STORED DATA —
..............................

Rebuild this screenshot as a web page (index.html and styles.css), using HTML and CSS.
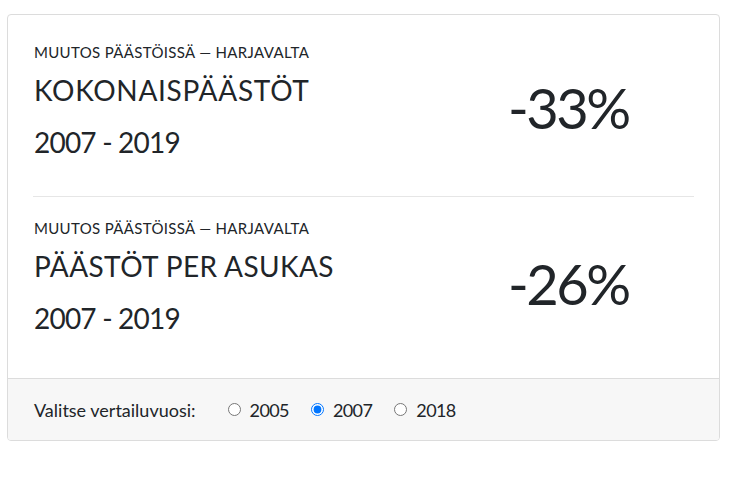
FILE: index.html
```html
<!DOCTYPE html>
<html lang="fi">
<head>
<meta charset="utf-8">
<title>Muutos päästöissä</title>
<link rel="stylesheet" href="styles.css">
</head>
<body>
<div class="page">
  <div class="card">
    <div class="card-body">
      <div class="stat">
        <div class="stat-text">
          <div class="label">MUUTOS PÄÄSTÖISSÄ — HARJAVALTA</div>
          <div class="title">KOKONAISPÄÄSTÖT</div>
          <div class="years">2007 - 2019</div>
        </div>
        <div class="value">-33%</div>
      </div>
      <div class="stat">
        <div class="stat-text">
          <div class="label">MUUTOS PÄÄSTÖISSÄ — HARJAVALTA</div>
          <div class="title">PÄÄSTÖT PER ASUKAS</div>
          <div class="years">2007 - 2019</div>
        </div>
        <div class="value">-26%</div>
      </div>
    </div>
    <div class="card-footer">
      <span class="footer-label">Valitse vertailuvuosi:</span>
      <label class="opt"><input type="radio" name="year" value="2005"> 2005</label>
      <label class="opt"><input type="radio" name="year" value="2007" checked> 2007</label>
      <label class="opt"><input type="radio" name="year" value="2018"> 2018</label>
    </div>
  </div>
</div>
</body>
</html>
```
FILE: styles.css
```css
html, body {
  margin: 0;
  padding: 0;
  background: #fff;
}
body {
  font-family: "Lato", "Open Sans", sans-serif;
  color: #212529;
}
.page {
  padding: 14px 24px 0 7px;
}
.card {
  width: 711px;
  border: 1px solid #dcdcdc;
  border-radius: 4px;
  overflow: hidden;
  background: #fff;
}
.card-body {
  padding: 6px 25px;
}
.stat {
  padding: 22px 0 37px;
  display: grid;
  grid-template-columns: 1fr 186px;
  align-items: center;
}
.stat + .stat {
  border-top: 1px solid #e6e6e6;
}
.stat-text {
  padding-left: 1px;
}
.label {
  font-size: 15px;
  line-height: 18px;
  letter-spacing: 0.33px;
}
.title {
  font-size: 28px;
  line-height: 34px;
  margin-top: 12px;
  letter-spacing: 0.7px;
}
.stat + .stat .title {
  letter-spacing: 0.4px;
}
.years {
  font-size: 28px;
  line-height: 34px;
  margin-top: 18px;
  letter-spacing: -0.8px;
}
.value {
  font-size: 56px;
  line-height: 64px;
  letter-spacing: -2.5px;
  margin-top: 13px;
}
.card-footer {
  height: 62px;
  box-sizing: border-box;
  background: #f7f7f7;
  border-top: 1px solid #dcdcdc;
  padding: 0 26px;
  display: flex;
  align-items: center;
  font-size: 18px;
}
.footer-label {
  margin-right: 32px;
}
.opt {
  display: flex;
  align-items: center;
  margin-right: 22px;
  letter-spacing: -0.6px;
}
.opt input {
  margin: 0 9px 0 0;
  width: 13px;
  height: 13px;
}
```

..............................

TO DO — Which lines contain "styles"? Copy each of them.

FULL OUTPUT —
Rebuild this screenshot as a web page (index.html and styles.css), using HTML and CSS.
<link rel="stylesheet" href="styles.css">
FILE: styles.css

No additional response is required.